The weather that day had given a false it being a wonderful day. The morning of January 12 started with unseasonal mild temperature which lead a lot of the population out without coats and to get stuff done as the Midwest had had frigid temperature, ice storms and in some places over 40 inches of snow. Some of the lucky children were those that worked on their family farms and their parents keep them home to do work that had been put off due to November and Decembers weather.

Unfortunately, about the same time that children were being let out of school to go home, a sudden change in the weather pattern hit the Upper Midwest. The warm morning and afternoon turned so quickly that many children did not make it home. Just imagine a 40 degrees sunny day that suddenly dropped to freezing Artic snow that blow so badly that you could not see 3 feet in front of you within minutes.

This is what the children were in. Children use to walked up to 3 miles to get to the one room school house who teacher was usually a local farmers daughter. Many of the teachers saw that a storm was moving in and closed the school early so that the children could get home before it completely came in. They did not know that they were sending the children to their death. The storm descended so quickly.

Stories about being lucky to find a fence to follow back to the farm or barn. Older children pulling their younger siblings to safety. A teacher that took her class a mile and half back to her house as the school house did not have the wood, blankets, or food to keep the child for the night, parents and other search parties finding children. But then there are also stories of finding all the children from a family die, a parent that went looking for a child who did not make it back home alive only to find that the child was in a house along the way or at the school, etc.

Each story that you read both in Mr. Laskin book, the Library of Congress, or other places tells one important thing, lives would have been saved if they had any warning of the intensity of the story. Between the blue nice weather around 2pm to the not being able to see three steps in front of you by 3:30pm was way to quick for children to walk up to 3 miles home.

A lot of families were found dead during the next few days who were home. Many of these residents were new to the area and their housing was not the best. With the hurricane winds, roofs came off. With the recent weather, wood might have been low. With the winds, chimneys did not work. Or parents that went looking for children who got them home but were left with icy wet clothing that they could not get off and get a fire going. Many people also had frost bite which those that lived might have lost a limb.

The other thing that is not reported on is the livestock that was allowed out for the day and did not get back into the barn in time. Farmers and their families that had one warm day to get supplies from town or go to church or other adventures got stuck in town or did not make it home and their animals who had been let out for the day were left to fend for themselves. Even with the farmer and their families at home, they did not have time to get the animals to safety before having to save themselves. Many of their animals were found died the next day or days later.
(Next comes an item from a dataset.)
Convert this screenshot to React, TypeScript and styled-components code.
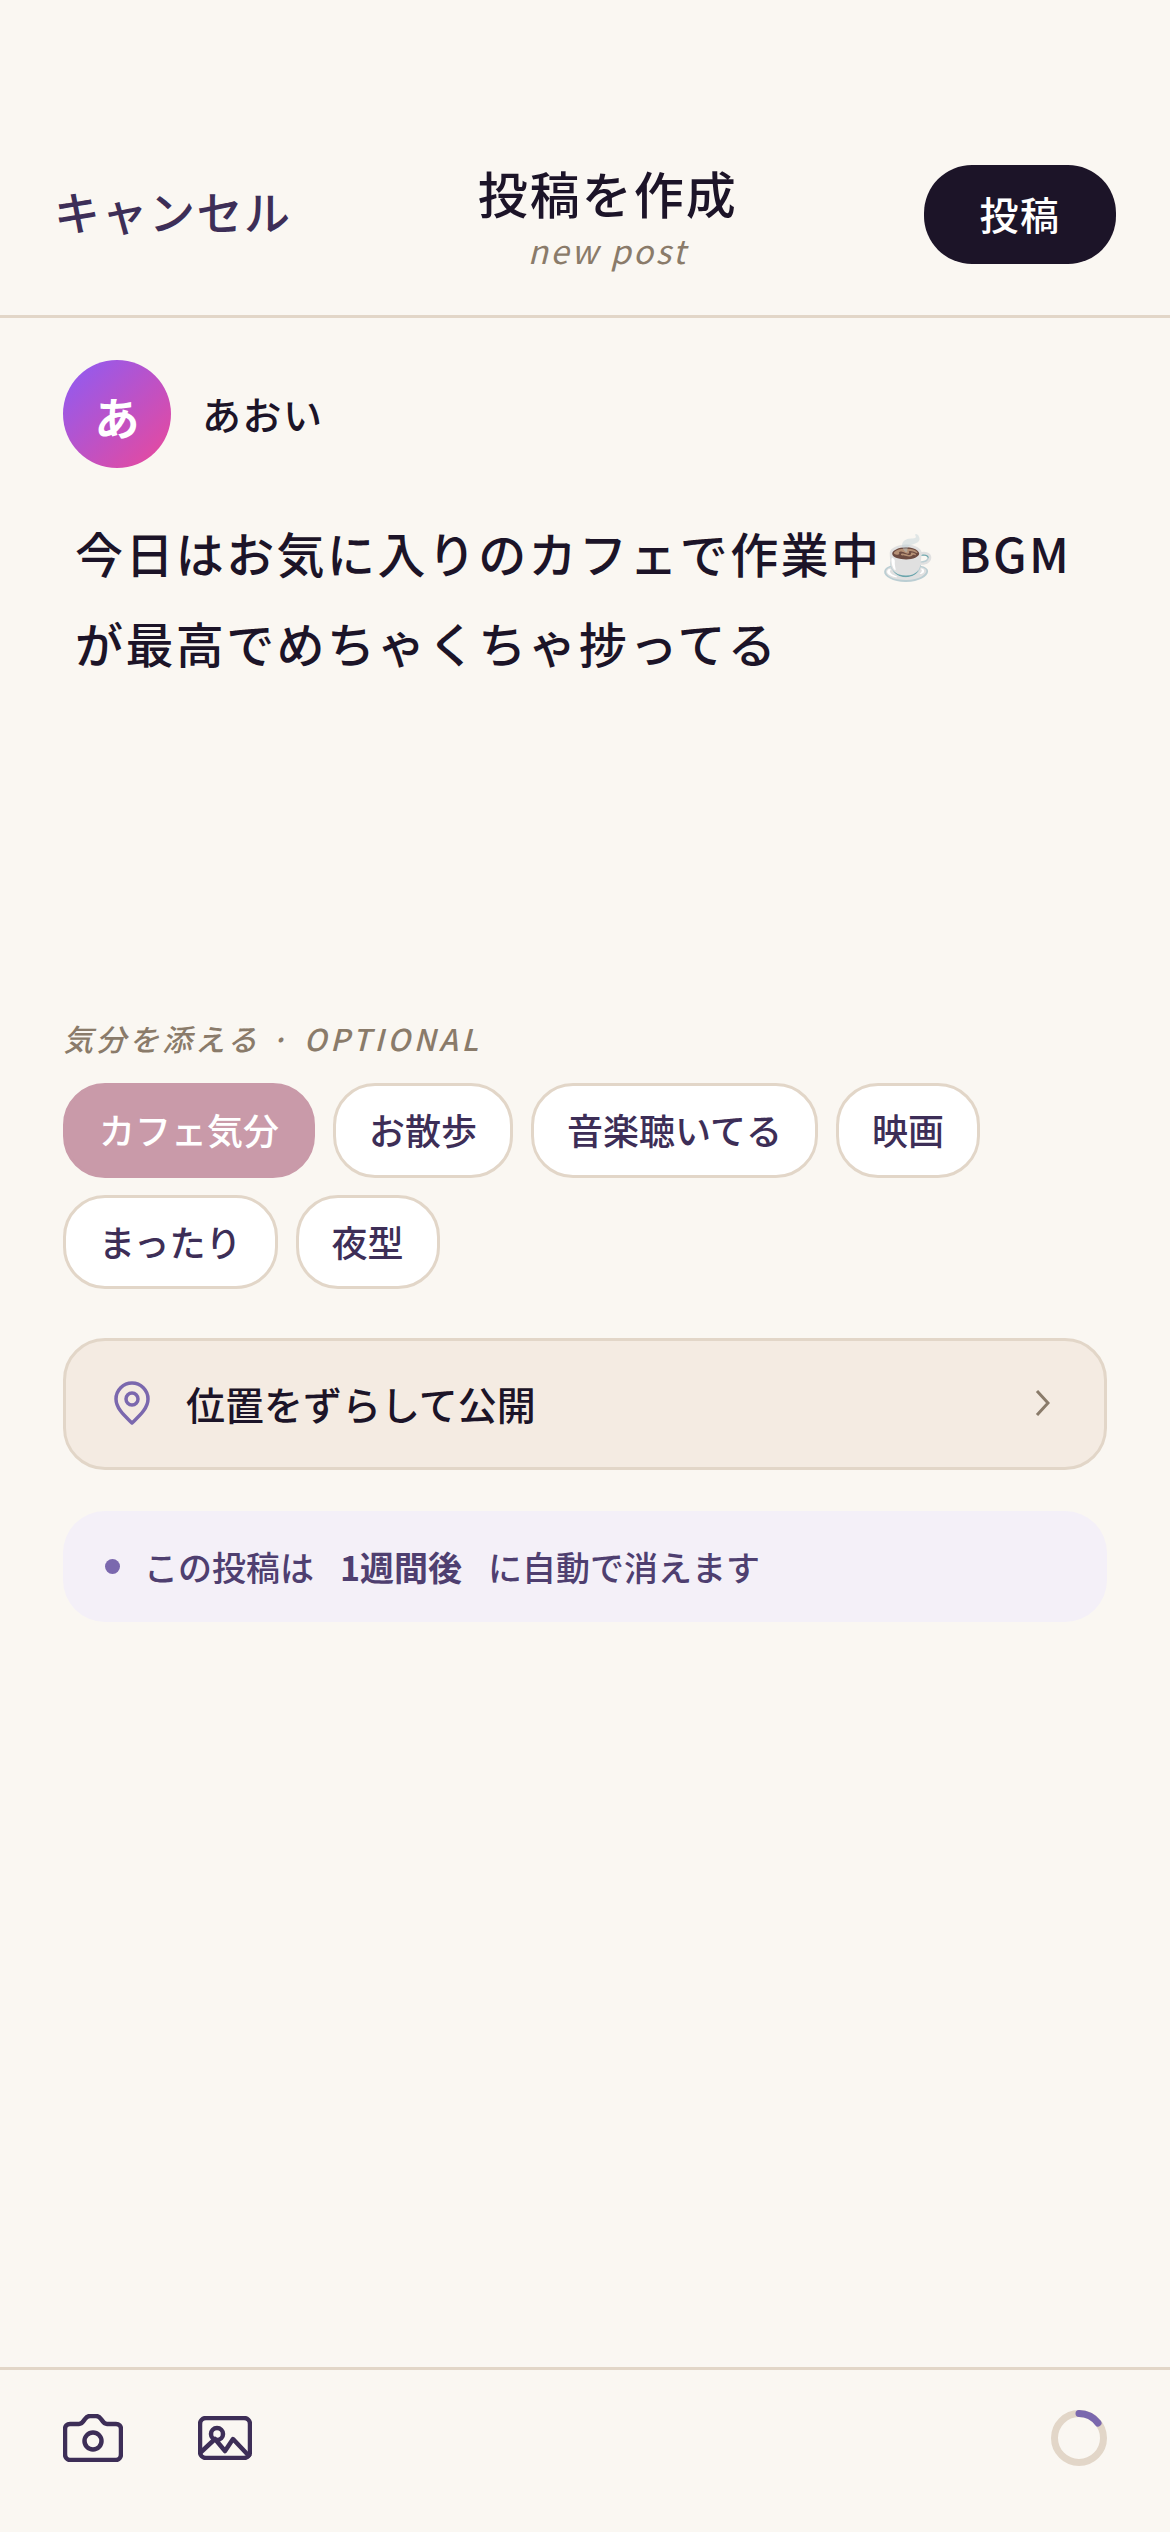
import React from "react";
import styled, { createGlobalStyle } from "styled-components";

const Global = createGlobalStyle`
  html, body { margin: 0; padding: 0; background: #FAF7F2; }
  * { box-sizing: border-box; }
`;

const Page = styled.div`
  width: 1170px;
  height: 2532px;
  display: flex;
  flex-direction: column;
  background: #FAF7F2;
  font-family: "Noto Sans CJK JP", "Noto Sans", sans-serif;
  color: #1C1428;
  overflow: hidden;
`;
const Header = styled.header`
  height: 318px;
  padding: 165px 54px 0;
  display: flex;
  justify-content: space-between;
  align-items: flex-start;
  border-bottom: 3px solid #E2D6C8;
`;
const Cancel = styled.span`
  font-size: 46px;
  line-height: 91px;
  font-weight: 500;
  letter-spacing: 1.5px;
  color: #3D2E57;
`;
const TitleBlock = styled.div`
  display: flex;
  flex-direction: column;
  align-items: center;
  margin-top: -6px;
`;
const Title = styled.div`
  font-size: 50px;
  line-height: 66px;
  font-weight: 500;
  letter-spacing: 2px;
`;
const Sub = styled.div`
  font-size: 33px;
  line-height: 44px;
  font-style: italic;
  letter-spacing: 2.5px;
  color: #8A7B6A;
  margin-top: 3px;
`;
const PostButton = styled.button`
  width: 192px;
  height: 99px;
  padding: 0 0 3px;
  border: 0;
  border-radius: 48px;
  background: #1C1428;
  color: #fff;
  font: 500 39px "Noto Sans CJK JP", sans-serif;
  letter-spacing: 1.5px;
`;
const Body = styled.main`
  flex: 1;
  padding: 42px 63px 0;
  display: flex;
  flex-direction: column;
`;
const Author = styled.div`
  display: flex;
  align-items: center;
  gap: 31px;
`;
const Avatar = styled.div`
  width: 108px;
  height: 108px;
  border-radius: 50%;
  background: linear-gradient(135deg, #8B5CF6, #EC4899);
  display: flex;
  align-items: center;
  justify-content: center;
  padding-top: 4px;
  color: #fff;
  font-size: 45px;
  font-weight: 700;
`;
const Name = styled.span`
  font-size: 39px;
  line-height: 54px;
  margin-top: -2px;
  font-weight: 500;
  letter-spacing: 1.5px;
`;
const PostText = styled.p`
  margin: 40px 0 0;
  padding: 0 12px;
  height: 508px;
  font-size: 48px;
  line-height: 88px;
  letter-spacing: 2.4px;
  font-weight: 500;
`;
const Emoji = styled.span`
  display: inline-block;
  width: 64px;
  font-size: 43px;
  letter-spacing: 0;
`;
const Label = styled.div`
  font-size: 30px;
  line-height: 44px;
  font-style: italic;
  letter-spacing: 3px;
  font-weight: 500;
  color: #8A7B6A;
`;
const LabelLatin = styled.span`
  margin-left: 4px;
  letter-spacing: 3.6px;
`;
const Chips = styled.div`
  display: flex;
  flex-wrap: wrap;
  gap: 17px 18px;
  margin-top: 23px;
`;
const Chip = styled.div<{ $active?: boolean }>`
  height: 94.5px;
  padding: 0 33px 2px;
  display: flex;
  align-items: center;
  border-radius: 42px;
  border: 3px solid ${(p) => (p.$active ? "#C99AA9" : "#E2D6C8")};
  background: ${(p) => (p.$active ? "#C99AA9" : "#fff")};
  color: ${(p) => (p.$active ? "#fff" : "#3D2E57")};
  font-size: 36px;
  font-weight: 500;
`;
const Location = styled.div`
  margin-top: 49px;
  height: 132px;
  padding: 0 54px 2px 48px;
  display: flex;
  align-items: center;
  border: 3px solid #E2D6C8;
  border-radius: 42px;
  background: #F4EBE2;
`;
const LocationText = styled.span`
  flex: 1;
  margin-left: 36px;
  font-size: 39px;
  font-weight: 500;
`;
const Notice = styled.div`
  margin-top: 41px;
  height: 111px;
  padding: 0 42px;
  display: flex;
  align-items: center;
  gap: 24px;
  border-radius: 42px;
  background: #F4F0F8;
  color: #4F3F70;
  font-size: 34px;
  font-weight: 500;
`;
const Dot = styled.i`
  width: 15px;
  height: 15px;
  border-radius: 50%;
  background: #7B68AE;
`;
const Strong = styled.b`
  font-weight: 700;
  margin: 0 26px;
`;
const Footer = styled.footer`
  height: 165px;
  padding: 0 63px 26px;
  display: flex;
  align-items: center;
  gap: 75px;
  border-top: 3px solid #E2D6C8;
`;
const Spacer = styled.div`
  flex: 1;
`;

const Camera = () => (
  <svg width="60" height="48" viewBox="0 0 60 48" fill="none" stroke="#3D2E57" strokeWidth="4.5" strokeLinejoin="round">
    <path d="M7 10h9c3 0 4-2 6-5 1.500-2 3-3 5-3h6c2 0 3.500 1 5 3 2 3 3 5 6 5h9c3 0 5 2 5 5v25c0 3-2 6-5 6H7c-3 0-5-3-5-6V15c0-3 2-5 5-5z" />
    <circle cx="30" cy="27" r="8.500" />
  </svg>
);
const Picture = () => (
  <svg width="54" height="44" viewBox="0 0 54 44" fill="none" stroke="#3D2E57" strokeWidth="4.500" strokeLinejoin="round">
    <rect x="2" y="2" width="50" height="40" rx="6" />
    <circle cx="19" cy="18" r="6" />
    <path d="M2 37l15-14 10 12 8-12 17 18" />
  </svg>
);
const Pin = () => (
  <svg width="36" height="44" viewBox="0 0 36 44" fill="none" stroke="#7B68AE" strokeWidth="3.500">
    <path d="M18 42C12 36 2 28 2 18a16 16 0 0 1 32 0c0 10-10 18-16 24z" strokeLinejoin="round" />
    <circle cx="18" cy="18" r="6" />
  </svg>
);
const Chevron = () => (
  <svg width="15" height="26" viewBox="0 0 15 26" fill="none" stroke="#8A7B6A" strokeWidth="3">
    <path d="M2 1l11 12L2 25" />
  </svg>
);
const Ring = () => (
  <svg width="56" height="56" viewBox="0 0 56 56" fill="none" strokeWidth="7">
    <circle cx="28" cy="28" r="24.500" stroke="#E2D6C8" />
    <path d="M28 3.500A24.500 24.500 0 0 1 47 13" stroke="#7B68AE" strokeLinecap="round" />
  </svg>
);

export default function App() {
  return (
    <Page>
      <Global />
      <Header>
        <Cancel>キャンセル</Cancel>
        <TitleBlock>
          <Title>投稿を作成</Title>
          <Sub>new post</Sub>
        </TitleBlock>
        <PostButton>投稿</PostButton>
      </Header>
      <Body>
        <Author>
          <Avatar>あ</Avatar>
          <Name>あおい</Name>
        </Author>
        <PostText>今日はお気に入りのカフェで作業中<Emoji>☕</Emoji> BGMが最高でめちゃくちゃ捗ってる</PostText>
        <Label>気分を添える · <LabelLatin>OPTIONAL</LabelLatin></Label>
        <Chips>
          <Chip $active>カフェ気分</Chip>
          <Chip>お散歩</Chip>
          <Chip>音楽聴いてる</Chip>
          <Chip>映画</Chip>
          <Chip>まったり</Chip>
          <Chip>夜型</Chip>
        </Chips>
        <Location>
          <Pin />
          <LocationText>位置をずらして公開</LocationText>
          <Chevron />
        </Location>
        <Notice>
          <Dot />
          <span>この投稿は<Strong>1週間後</Strong>に自動で消えます</span>
        </Notice>
      </Body>
      <Footer>
        <Camera />
        <Picture />
        <Spacer />
        <Ring />
      </Footer>
    </Page>
  );
}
As these animals were the farmers food supplies and cash for the next year. Many of the farmers in the area also had lower food source for their family during the next year. Some even lost their farmers as these animal would have been sold for their mortgage, seeds to plant in the fall, use to work the farm, milk for the baby, clothes for the family, etc. It was not just the lives that were taken that afternoon and during the night, it was also a disaster for many of the families futures on their farms.

The Children’s Blizzard was said to have killed 235 people. Mostly children due to the timing of the storm. But the truth is a better estimate was closer to 1,000 deaths with children, family, and others that were never reported at the time. This storm included several states and most importantly, it got the weather as a national issue. The U.S. Weather Bureau was created under the Department of Agriculture within 2 years, i.e. it was most important for farmers at the time for crops.
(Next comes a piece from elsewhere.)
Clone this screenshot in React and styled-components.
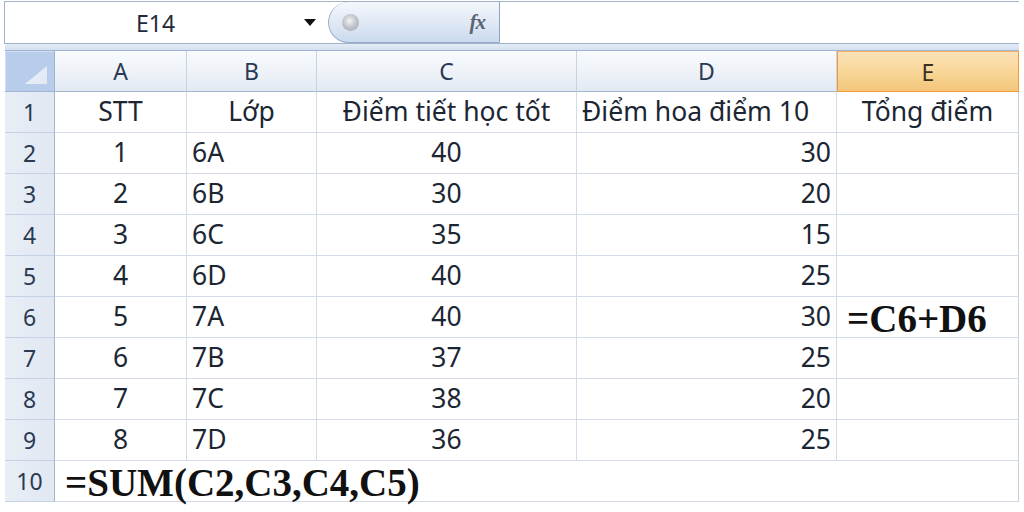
import React from "react";
import styled, { createGlobalStyle, css } from "styled-components";

const GlobalStyle = createGlobalStyle`
  html, body { margin: 0; padding: 0; background: #ffffff; }
  body { overflow: hidden; }
  * { box-sizing: border-box; }
`;

const Window = styled.div`
  width: 1024px;
  height: 512px;
  padding: 1px 5px 0 4px;
  background: #ffffff;
  font-family: "Noto Sans", "Open Sans", sans-serif;
`;

const FormulaRow = styled.div`
  display: flex;
  height: 43px;
  border: 1px solid #9fb2ca;
  border-right: none;
  background: #ffffff;
`;

const NameBox = styled.div`
  display: flex;
  align-items: center;
  width: 322px;
  padding-left: 2px;
`;

const NameText = styled.div`
  flex: 1;
  text-align: center;
  font-size: 23px;
  color: #1f2a3a;
`;

const Arrow = styled.div`
  width: 0;
  height: 0;
  margin-right: 11px;
  border-left: 6px solid transparent;
  border-right: 6px solid transparent;
  border-top: 7px solid #111;
`;

const FxButton = styled.div`
  display: flex;
  align-items: center;
  justify-content: space-between;
  width: 172px;
  margin: 0 0 0 1px;
  padding: 0 14px 0 13px;
  border: 1px solid #98aecb;
  border-top: none;
  border-right: 1px solid #8ea3bf;
  border-radius: 22px 0 0 22px;
  background: linear-gradient(#f4f7fc 0%, #e1e9f5 50%, #cbdaee 100%);
`;

const Knob = styled.div`
  width: 17px;
  height: 17px;
  border-radius: 50%;
  background: radial-gradient(circle at 45% 40%, #f2f2f2 0%, #bfc3c9 50%, #9ca1a9 100%);
`;

const Fx = styled.span`
  font-family: "Liberation Serif", serif;
  font-style: italic;
  font-weight: bold;
  font-size: 21px;
  color: #5a6574;
  letter-spacing: -1px;
`;

const FormulaInput = styled.div`
  flex: 1;
  background: #ffffff;
`;

const Strip = styled.div`
  height: 7px;
  margin-left: 1px;
  background: linear-gradient(#e4ecf7, #d5e1f1);
  border-bottom: 1px solid #9db3cf;
`;

const Grid = styled.div`
  display: grid;
  grid-template-columns: 50px 132px 130px 260px 260px 182px;
  grid-template-rows: repeat(11, 41px);
  margin-left: 1px;
  font-size: 26.5px;
  color: #1c2633;
`;

const Corner = styled.div`
  position: relative;
  background: #b7cdeb;
  border-right: 1px solid #9eb6ce;
  border-bottom: 1px solid #9eb6ce;
  box-shadow: inset 1px 1px 0 #d2e0f3;
`;

const CornerTri = styled.div`
  position: absolute;
  right: 7px;
  bottom: 7px;
  width: 22px;
  height: 18px;
  background: linear-gradient(135deg, #f0f4fa, #dfe7f2);
  clip-path: polygon(100% 0, 100% 100%, 0 100%);
`;

const ColHead = styled.div`
  display: flex;
  align-items: center;
  justify-content: center;
  border-right: 1px solid #c7d3e3;
  border-bottom: 1px solid #9eb6ce;
  background: linear-gradient(#f8fafd 0%, #eef2f8 55%, #e2e9f3 100%);
  color: #2a3a52;
  font-size: 23px;
  ${(p) =>
    p.$selected &&
    css`
      background: linear-gradient(#fbe3b8 0%, #f8d595 55%, #f3c57a 100%);
      border: 1px solid #f29a3c;
      border-top: 1px solid #f5b263;
      color: #3a3020;
    `}
`;

const RowHead = styled.div`
  display: flex;
  align-items: center;
  justify-content: center;
  background: linear-gradient(90deg, #e9eef6, #e1e8f2);
  border-right: 1px solid #9eb6ce;
  border-bottom: 1px solid #c5d2e3;
  color: #2a3a52;
  font-size: 23px;
`;

const Cell = styled.div`
  display: flex;
  align-items: center;
  padding: 0 5px 2px;
  border-right: 1px solid #d4dbe8;
  border-bottom: 1px solid #d4dbe8;
  white-space: nowrap;
  justify-content: ${(p) =>
    p.$align === "center" ? "center" : p.$align === "right" ? "flex-end" : "flex-start"};
  ${(p) => p.$last && css`border-right: 1px solid #c6cfdd;`}
`;

const Formula = styled.span`
  font-family: "Liberation Serif", "Times New Roman", serif;
  font-weight: bold;
  font-size: 39px;
  color: #111;
  line-height: 1;
  margin-top: 4px;
  margin-left: ${(p) => p.$indent || 0}px;
`;

const WideCell = styled(Cell)`
  grid-column: 2 / span 5;
  border-right: 1px solid #c6cfdd;
  padding-left: 10px;
`;

const rows = [
  ["1", "6A", "40", "30"],
  ["2", "6B", "30", "20"],
  ["3", "6C", "35", "15"],
  ["4", "6D", "40", "25"],
  ["5", "7A", "40", "30"],
  ["6", "7B", "37", "25"],
  ["7", "7C", "38", "20"],
  ["8", "7D", "36", "25"],
];

export default function App() {
  return (
    <>
      <GlobalStyle />
      <Window>
        <FormulaRow>
          <NameBox>
            <NameText>E14</NameText>
            <Arrow />
          </NameBox>
          <FxButton>
            <Knob />
            <Fx>fx</Fx>
          </FxButton>
          <FormulaInput />
        </FormulaRow>
        <Strip />
        <Grid>
          <Corner>
            <CornerTri />
          </Corner>
          {["A", "B", "C", "D"].map((c) => (
            <ColHead key={c}>{c}</ColHead>
          ))}
          <ColHead $selected>E</ColHead>

          <RowHead>1</RowHead>
          <Cell $align="center">STT</Cell>
          <Cell $align="center">Lớp</Cell>
          <Cell $align="center">Điểm tiết học tốt</Cell>
          <Cell $align="left">Điểm hoa điểm 10</Cell>
          <Cell $align="center" $last>Tổng điểm</Cell>

          {rows.map((r, i) => (
            <React.Fragment key={i}>
              <RowHead>{i + 2}</RowHead>
              <Cell $align="center">{r[0]}</Cell>
              <Cell $align="left">{r[1]}</Cell>
              <Cell $align="center">{r[2]}</Cell>
              <Cell $align="right">{r[3]}</Cell>
              <Cell $align="left" $last>
                {i === 4 && <Formula $indent={5}>=C6+D6</Formula>}
              </Cell>
            </React.Fragment>
          ))}

          <RowHead>10</RowHead>
          <WideCell>
            <Formula>=SUM(C2,C3,C4,C5)</Formula>
          </WideCell>
        </Grid>
      </Window>
    </>
  );
}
Before the U.S. Weather Bureau started, the Founding Fathers and others at the time, keep records of weather. It was a bit of a past time but like all cultures, weather is important to keep the crops and knowing when to plant and harvest. Keeping records goes back to the Midas and even before that in the Americas.

As the U.S. expanded, the weather became more important and was basically through volunteer work. The Smithsonian Institute was instrumental in starting to map weather and weather patterns. In 1849, they started to supply weather instruments to telegraph companies and establish an extensive observation network. These telegraph companies were the beginning of being able to get a lot of data to a central place for forecasters to learn about weather patterns. This would also be the start of being able to warn the next station miles away that a big storm was coming.
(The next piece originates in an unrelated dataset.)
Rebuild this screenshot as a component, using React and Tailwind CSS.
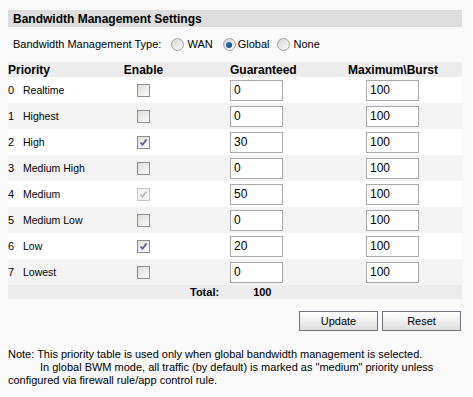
import React from 'react';

const rows = [
  { n: 0, label: 'Realtime', on: false, g: '0', m: '100' },
  { n: 1, label: 'Highest', on: false, g: '0', m: '100' },
  { n: 2, label: 'High', on: true, g: '30', m: '100' },
  { n: 3, label: 'Medium High', on: false, g: '0', m: '100' },
  { n: 4, label: 'Medium', on: true, disabled: true, g: '50', m: '100' },
  { n: 5, label: 'Medium Low', on: false, g: '0', m: '100' },
  { n: 6, label: 'Low', on: true, g: '20', m: '100' },
  { n: 7, label: 'Lowest', on: false, g: '0', m: '100' },
];

function Check({ on, disabled }) {
  return (
    <span
      className={`flex h-[13px] w-[13px] items-center justify-center border ${
        disabled ? 'border-[#c4c4c4] bg-[#f4f4f4]' : 'border-[#8e8f8f] bg-gradient-to-br from-[#dcdcd7] to-[#fbfbfb]'
      }`}
    >
      {on && (
        <svg width="9" height="9" viewBox="0 0 9 9">
          <path
            d="M1.5 4.5 L3.5 6.8 L7.5 1.5"
            fill="none"
            stroke={disabled ? '#b8b8b8' : '#4a5593'}
            strokeWidth="1.6"
          />
        </svg>
      )}
    </span>
  );
}

function Radio({ on }) {
  return (
    <span className="flex h-[13px] w-[13px] items-center justify-center rounded-full border border-[#a2a2a2] bg-gradient-to-br from-[#d6d6d3] to-[#fcfcfc]">
      {on && <span className="h-[6px] w-[6px] rounded-full bg-gradient-to-br from-[#3a80c8] to-[#0c3f8a]" />}
    </span>
  );
}

function Field({ value }) {
  return (
    <div className="flex h-[21px] w-[53px] items-center border border-[#a9a9a9] bg-white pl-[3px] text-[12px] text-black">
      {value}
    </div>
  );
}

export default function App() {
  return (
    <div className="min-h-[397px] w-[473px] bg-[#f9f9f9] pt-[10px] text-black" style={{ fontFamily: '"Liberation Sans", Arial, sans-serif' }}>
      <div className="ml-[8px] w-[454px]">
        <div className="flex h-[17px] items-center bg-[#dddddd] pl-[5px] text-[12px] font-bold">
          Bandwidth Management Settings
        </div>

        <div className="flex h-[35px] items-center pl-[5px] text-[11px]">
          <span>Bandwidth Management Type:</span>
          <span className="ml-[10px] flex items-center gap-[3px]"><Radio /> WAN</span>
          <span className="ml-[10px] flex items-center gap-[2px]"><Radio on /> Global</span>
          <span className="ml-[8px] flex items-center gap-[3px]"><Radio /> None</span>
        </div>

        <div className="grid h-[15px] grid-cols-[112px_47px_181px_114px] items-center bg-[#ececec] text-[12px] font-bold leading-none">
          <span>Priority</span>
          <span className="text-center">Enable</span>
          <span className="pl-[63px]">Guaranteed</span>
          <span>Maximum\Burst</span>
        </div>

        {rows.map((r) => (
          <div
            key={r.n}
            className={`grid h-[26px] grid-cols-[112px_47px_181px_114px] items-center ${
              r.n % 2 ? 'bg-[#f4f4f4]' : 'bg-white'
            }`}
          >
            <span className="flex items-baseline">
              <span className="w-[15px] text-[11px]">{r.n}</span>
              <span className="text-[10.5px]">{r.label}</span>
            </span>
            <span className="flex justify-center">
              <Check on={r.on} disabled={r.disabled} />
            </span>
            <span className="pl-[63px]">
              <Field value={r.g} />
            </span>
            <span className="pl-[18px]">
              <Field value={r.m} />
            </span>
          </div>
        ))}

        <div className="flex h-[14px] items-center bg-[#ececec] text-[11px] font-bold">
          <span className="ml-[182px]">Total:</span>
          <span className="ml-[34px]">100</span>
        </div>

        <div className="mt-[12px] flex justify-end gap-[4px] pr-[1px]">
          <button className="h-[20px] w-[79px] border border-[#707078] bg-gradient-to-b from-white to-[#dedede] text-[11px]">
            Update
          </button>
          <button className="h-[20px] w-[79px] border border-[#707078] bg-gradient-to-b from-white to-[#dedede] text-[11px]">
            Reset
          </button>
        </div>

        <div className="mt-[17px] text-[11px] leading-[13px]">
          <div>Note: This priority table is used only when global bandwidth management is selected.</div>
          <div className="pl-[32px]">In global BWM mode, all traffic (by default) is marked as "medium" priority unless</div>
          <div>configured via firewall rule/app control rule.</div>
        </div>
      </div>
    </div>
  );
}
About 20 years later, in 1870, President Ulysses S Grant signed into law a National Weather Service within the U.S. Army for the benefit of citizens for forecasts and warnings. The military would run it until the Children’s Blizzard and Johnstown flood that killed 2,209 people pushed the Weather Service until it’s own organization.

The U.S. Weather Bureau was in a new scientific field as well as being depended on for early warnings. Many of the greatest leaps forward in forecasting storms, floods, and other weather events, would come out of the weather department. They even carried out experiments like rain making, observation on temperatures at different heights, and so much more. They issued warnings for flooding based on were the rivers were at and their tributaries, hurricane warnings, navigation warning for airplanes and sea craft, tsunamis, and other hazardous weather.

The warnings that go through the phone was started by them. At first, it would go to a home phone. Now, it goes to anyone that is in the area of a certain cell tower. Countless life’s and property is saved by warning of flooding, hurricanes, tsunamis, and other hazardous weather events every year.

Earthquakes are very random and very few in the U.S., at least costly ones. In Japan, they have several and have created a system which can give about 15 seconds warning. That 15 seconds can be the difference of life and death. You might not be able to get out of the house but you can get under a table, turn off a stove, stop a car, or otherwise, get in a better place then you are at.

The weather is a very changing thing. Through the years, we have learned that warnings and research into new technologies have saved life and property. Each weather disaster has made people take notice and for others to learn how to better save lives and property. Will we have to relearn the lesson?